Opponents of wokery, immigration and liberal internationalism in Europe and elsewhere expected President Donald Trump’s return to the Oval Office to kindle voters’ enthusiasm for their cause. At first glance, it would appear that Mr Trump is indeed bolstering the hard right in Poland, too. At a recent rally for Mr Mentzen in the small city of Legnica, a boyish supporter with a sharp haircut told the crowd that “in America, people woke up…they chose Donald Trump.” Drawing a parallel closer to home, he insisted that “all over the world, you can hear the same thing: enough.” But look a bit deeper and a different picture emerges, for Mr Mentzen’s rise comes at the expense of Poland’s main hard-right party, Law and Justice (PiS).

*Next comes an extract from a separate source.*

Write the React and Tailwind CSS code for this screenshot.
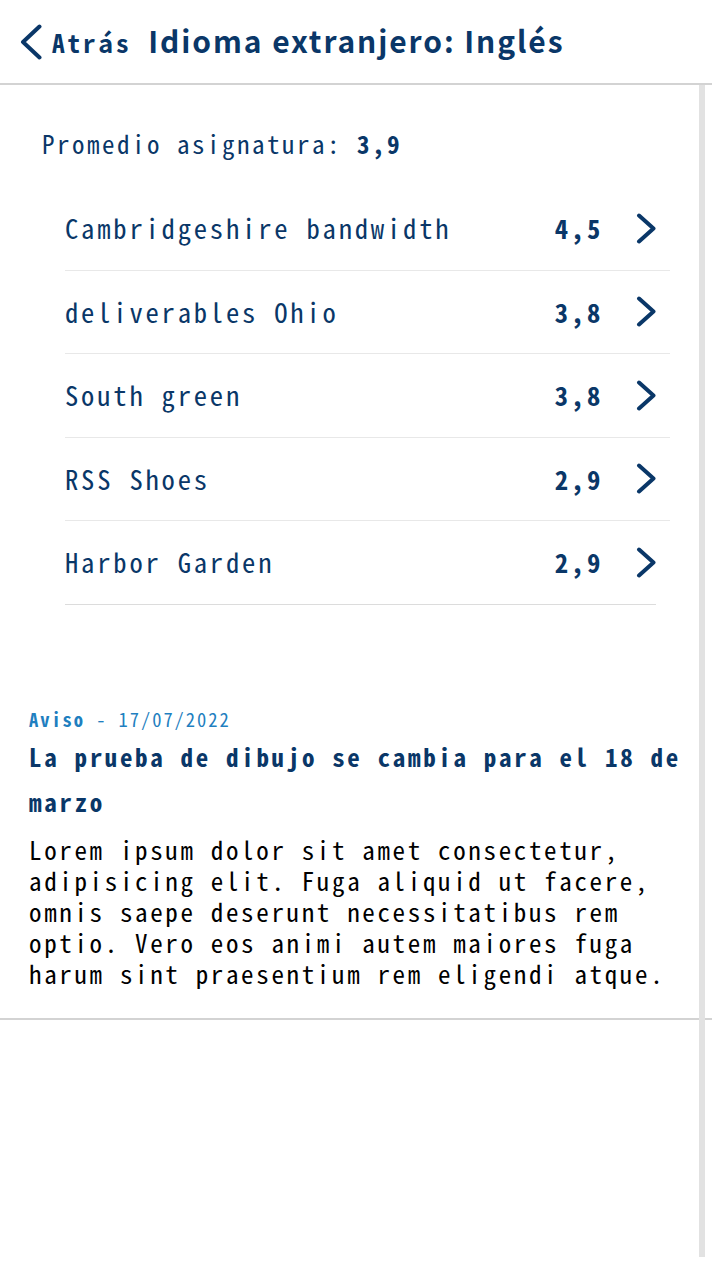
const items = [
  { name: "Cambridgeshire bandwidth", value: "4,5" },
  { name: "deliverables Ohio", value: "3,8" },
  { name: "South green", value: "3,8" },
  { name: "RSS Shoes", value: "2,9" },
  { name: "Harbor Garden", value: "2,9" },
];

function Chevron() {
  return (
    <svg width="20" height="31" viewBox="0 0 20 31" fill="none" className="shrink-0">
      <path d="M3 2.5 L17.5 15.5 L3 28.5" stroke="#0a3768" strokeWidth="4" strokeLinecap="round" strokeLinejoin="round" />
    </svg>
  );
}

export default function App() {
  return (
    <div className="relative w-[712px] h-[1268px] bg-white overflow-hidden text-[#0a3768] font-['Noto_Sans_Mono_CJK_SC',monospace]">
      <header className="h-[85px] flex items-center pl-[20px] border-b-2 border-[#d3d3d3]">
        <svg width="22" height="36" viewBox="0 0 22 36" fill="none" className="shrink-0">
          <path d="M19.5 2.5 L3 18 L19.5 33.5" stroke="#0a3768" strokeWidth="4" strokeLinecap="round" strokeLinejoin="round" />
        </svg>
        <span className="ml-[10px] text-[25.4px] tracking-[2.7px] font-bold leading-[32px]">Atrás</span>
        <span className="ml-[17px] pb-[3px] text-[30px] font-bold leading-[40px] tracking-[1.9px] font-['Noto_Sans_CJK_SC',sans-serif]">Idioma extranjero: Inglés</span>
      </header>

      <main>
        <div className="pt-[42px] pl-[42px] text-[25px] tracking-[2.5px] leading-[32px]">
          Promedio asignatura: <span className="font-bold">3,9</span>
        </div>

        <ul className="mt-[28px] ml-[65px] mr-[42px]">
          {items.map((it, i) => (
            <li key={i}>
              <div className="flex items-center h-[82.5px] text-[26.6px] tracking-[2.8px]">
                <span className="flex-1">{it.name}</span>
                <span className="font-bold">{it.value}</span>
                <span className="ml-[33px] mr-[14px] flex"><Chevron /></span>
              </div>
              <div className={i === items.length - 1 ? "h-px bg-[#dcdcdc] mr-[14px]" : "h-px bg-[#e8e8e8]"} />
            </li>
          ))}
        </ul>

        <section className="mt-[102px] px-[29px] pb-[29px] border-b-2 border-[#d3d3d3]">
          <div className="text-[18.5px] tracking-[1.95px] leading-[24px] text-[#1f7fc0]">
            <span className="font-bold">Aviso</span> - 17/07/2022
          </div>
          <h2 className="mt-[3.5px] text-[25px] tracking-[2.66px] leading-[45px] font-bold">
            La prueba de dibujo se cambia para el 18 de marzo
          </h2>
          <p className="mt-[10px] text-[25px] tracking-[2.65px] leading-[31px] text-black">
            Lorem ipsum dolor sit amet consectetur, adipisicing elit. Fuga aliquid ut facere, omnis saepe deserunt necessitatibus rem optio. Vero eos animi autem maiores fuga harum sint praesentium rem eligendi atque.
          </p>
        </section>
      </main>

      <div className="absolute left-[699px] top-[85px] w-[6px] h-[1172px] bg-[#e2e2e2]" />
    </div>
  );
}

This splintering of the right-wing vote in Poland is not just a clear example of how Mr Trump is disrupting politics elsewhere. It also shows how he is affecting politics in ways that are often unexpected and are certainly unpredictable. Even as Mr Trump and his MAGA movement set about deliberately reshaping American politics, the waves they are making at home are rocking parties around the world. In some cases he is bolstering incumbents, many of them with centrist, liberal or even left-wing views that are antithetical to his America First policies on immigration, trade and defence alliances. In others he is splintering support for parties on the right, or creating problems for their leaders, because of his quarrels with America’s allies and his soft touch for Russia.

This “Trump effect” is strongest in countries where the American president has picked fights (see chart 1). Since Mr Trump berated Volodymyr Zelensky in the Oval Office in February, support for Ukraine’s president has shot up by ten points, to 67%. Canada’s incumbent Liberal Party has seen an even more impressive 23-point bounce since December, after Mr Trump started a trade war with it and with Mexico.

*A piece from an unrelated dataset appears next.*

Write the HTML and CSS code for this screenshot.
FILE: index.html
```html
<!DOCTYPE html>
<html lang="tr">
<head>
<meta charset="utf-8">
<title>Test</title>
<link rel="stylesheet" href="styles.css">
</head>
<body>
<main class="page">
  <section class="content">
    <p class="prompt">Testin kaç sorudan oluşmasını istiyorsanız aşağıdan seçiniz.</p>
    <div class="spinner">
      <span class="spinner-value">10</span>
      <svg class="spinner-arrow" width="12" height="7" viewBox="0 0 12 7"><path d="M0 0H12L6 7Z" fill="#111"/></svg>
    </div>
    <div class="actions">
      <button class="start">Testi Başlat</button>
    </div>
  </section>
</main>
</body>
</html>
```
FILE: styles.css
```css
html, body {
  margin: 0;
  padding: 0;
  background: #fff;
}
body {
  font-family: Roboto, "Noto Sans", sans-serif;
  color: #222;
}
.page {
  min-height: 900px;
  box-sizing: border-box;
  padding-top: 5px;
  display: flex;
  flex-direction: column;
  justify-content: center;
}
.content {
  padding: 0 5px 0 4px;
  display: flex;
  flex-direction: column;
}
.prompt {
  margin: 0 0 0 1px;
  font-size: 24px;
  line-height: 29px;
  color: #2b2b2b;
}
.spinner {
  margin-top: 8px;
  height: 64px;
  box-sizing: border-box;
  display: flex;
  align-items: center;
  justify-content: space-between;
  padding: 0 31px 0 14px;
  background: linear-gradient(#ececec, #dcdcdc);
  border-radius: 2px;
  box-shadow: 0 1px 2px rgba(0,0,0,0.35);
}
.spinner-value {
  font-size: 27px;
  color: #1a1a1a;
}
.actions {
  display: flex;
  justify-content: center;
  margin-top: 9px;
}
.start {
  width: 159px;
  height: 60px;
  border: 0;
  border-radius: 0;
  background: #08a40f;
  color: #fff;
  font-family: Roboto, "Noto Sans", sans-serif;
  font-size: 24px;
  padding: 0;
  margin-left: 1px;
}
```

This may be partly down to the resignation of its leader, Justin Trudeau, but not entirely: the former prime minister’s approval rating has soared by 14 points. Mexicans are also rallying round their flag—and their president, Claudia Sheinbaum, who has gained seven points, to win approval from an emphatic 71% of voters. In Denmark support for the incumbent Social Democrats has risen by five points since Mr Trump spoke of buying or seizing Greenland from it.

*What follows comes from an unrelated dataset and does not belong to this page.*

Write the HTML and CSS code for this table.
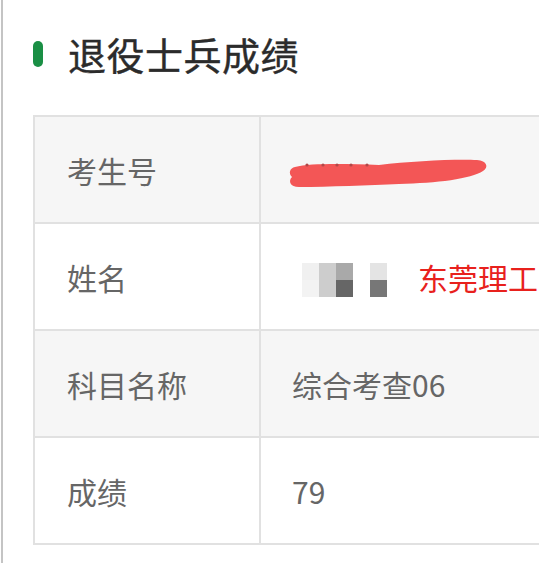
FILE: index.html
```html
<!DOCTYPE html>
<html lang="zh-CN">
<head>
<meta charset="utf-8">
<title>退役士兵成绩</title>
<link rel="stylesheet" href="styles.css">
</head>
<body>
<div class="page">
  <header class="title-row">
    <span class="title-mark"></span>
    <h1 class="title">退役士兵成绩</h1>
  </header>
  <div class="table-clip">
    <table class="score-table">
      <tr class="row-alt">
        <td class="label">考生号</td>
        <td class="value">
          <svg class="scribble" width="204" height="36" viewBox="0 0 204 36">
            <path d="M8,12 C24,8 60,9 92,10 C124,6 168,4 190,5 C200,6 202,12 196,16 C184,24 150,28 112,29 C82,30 42,32 12,32 C3,32 1,26 5,22 C1,18 3,13 8,12 Z" fill="#f35656"/>
            <g fill="#b24848">
              <circle cx="20" cy="10" r="1.6"/><circle cx="36" cy="10" r="1.6"/><circle cx="50" cy="10" r="1.6"/><circle cx="64" cy="10" r="1.6"/><circle cx="80" cy="10" r="1.6"/>
            </g>
          </svg>
        </td>
      </tr>
      <tr>
        <td class="label">姓名</td>
        <td class="value">
          <div class="name-cell">
            <div class="mosaic">
              <span class="m1"></span><span class="m2"></span><span class="m3"></span><span class="m0"></span><span class="m5"></span>
              <span class="m6"></span><span class="m2"></span><span class="m8"></span><span class="m0"></span><span class="m9"></span>
            </div>
            <span class="school">东莞理工</span>
          </div>
        </td>
      </tr>
      <tr class="row-alt">
        <td class="label">科目名称</td>
        <td class="value">综合考查06</td>
      </tr>
      <tr>
        <td class="label">成绩</td>
        <td class="value">79</td>
      </tr>
    </table>
  </div>
</div>
</body>
</html>
```
FILE: styles.css
```css
html, body {
  margin: 0;
  padding: 0;
  background: #ffffff;
  overflow: hidden;
}
body {
  width: 539px;
  height: 563px;
  font-family: "Noto Sans CJK SC", "Noto Sans", sans-serif;
}
.page {
  margin-left: 1px;
  border-left: 2px solid #c4c4c4;
  height: 563px;
  padding-left: 30px;
  box-sizing: border-box;
}
.title-row {
  display: flex;
  align-items: center;
  height: 108px;
}
.title-mark {
  width: 10px;
  height: 26px;
  border-radius: 5px;
  background: #1a8f45;
  margin-right: 25px;
}
.title {
  margin: 0;
  font-size: 38px;
  font-weight: 400;
  color: #2b2b2b;
  line-height: 42px;
  letter-spacing: 0.5px;
  -webkit-text-stroke: 0.4px #2b2b2b;
}
.table-clip {
  width: 506px;
  overflow: hidden;
  margin-top: 7px;
}
.score-table {
  border-collapse: collapse;
  width: 520px;
}
.score-table td {
  border: 2px solid #e1e1e1;
  height: 105px;
  padding: 0;
  font-size: 30px;
  color: #666666;
  vertical-align: middle;
}
.row-alt td {
  background: #f6f6f6;
}
.label {
  width: 192px;
  padding-left: 32px !important;
}
.value {
  padding-left: 31px !important;
}
.scribble {
  display: block;
  margin-left: -5px;
  margin-top: 6px;
}
.name-cell {
  display: flex;
  align-items: center;
}
.mosaic {
  display: grid;
  grid-template-columns: repeat(5, 17px);
  grid-template-rows: repeat(2, 17px);
  margin-left: 10px;
  margin-top: 6px;
}
.mosaic span { display: block; }
.m0 { background: transparent; }
.m1 { background: #f0f0f0; }
.m2 { background: #cdcdcd; }
.m3 { background: #a9a9a9; }
.m5 { background: #e4e4e4; }
.m6 { background: #f3f3f3; }
.m8 { background: #666666; }
.m9 { background: #777777; }
.school {
  margin-left: 31px;
  color: #e8211d;
  font-size: 30px;
}
```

MAGA’s international allies (who describe themselves as “national conservatives”) had expected Mr Trump’s victory to make radical right-wing politics more credible with voters elsewhere. Shortly after Mr Trump took office, leaders of Europe’s populist right gathered in Madrid, claiming they would “Make Europe Great Again” too (though, to their chagrin, the acronym MEGA has not really caught on). Viktor Orban, the prime minister of Hungary, said: “The Trump tornado has changed the world in just a few weeks.”

But a populist Trump-bump has failed to materialise, despite efforts by many of Mr Trump’s lieutenants to make his administration and the wider MAGA movement an inspiration to and example for right-wing populists around the world. Among their priorities has been to withdraw American funding for initiatives that promote diversity, equity and inclusion abroad. In February, while in Germany, J.D. Vance, Mr Trump’s vice-president, lectured European leaders for refusing to work with right-wing parties. And in a meeting with Sir Keir Starmer, he griped about Britain’s anti-hate-speech rules.

Elon Musk, a billionaire who wields extensive authority in Mr Trump’s administration, has reportedly agreed to pay the legal fees of Tommy Robinson, a jailed English anti-Islam activist. Mr Trump’s allies have been particularly keen to give succour to the hard-right Alternative for Germany (AfD) party, which Mr Musk has endorsed, and whose co-leader Mr Vance has met.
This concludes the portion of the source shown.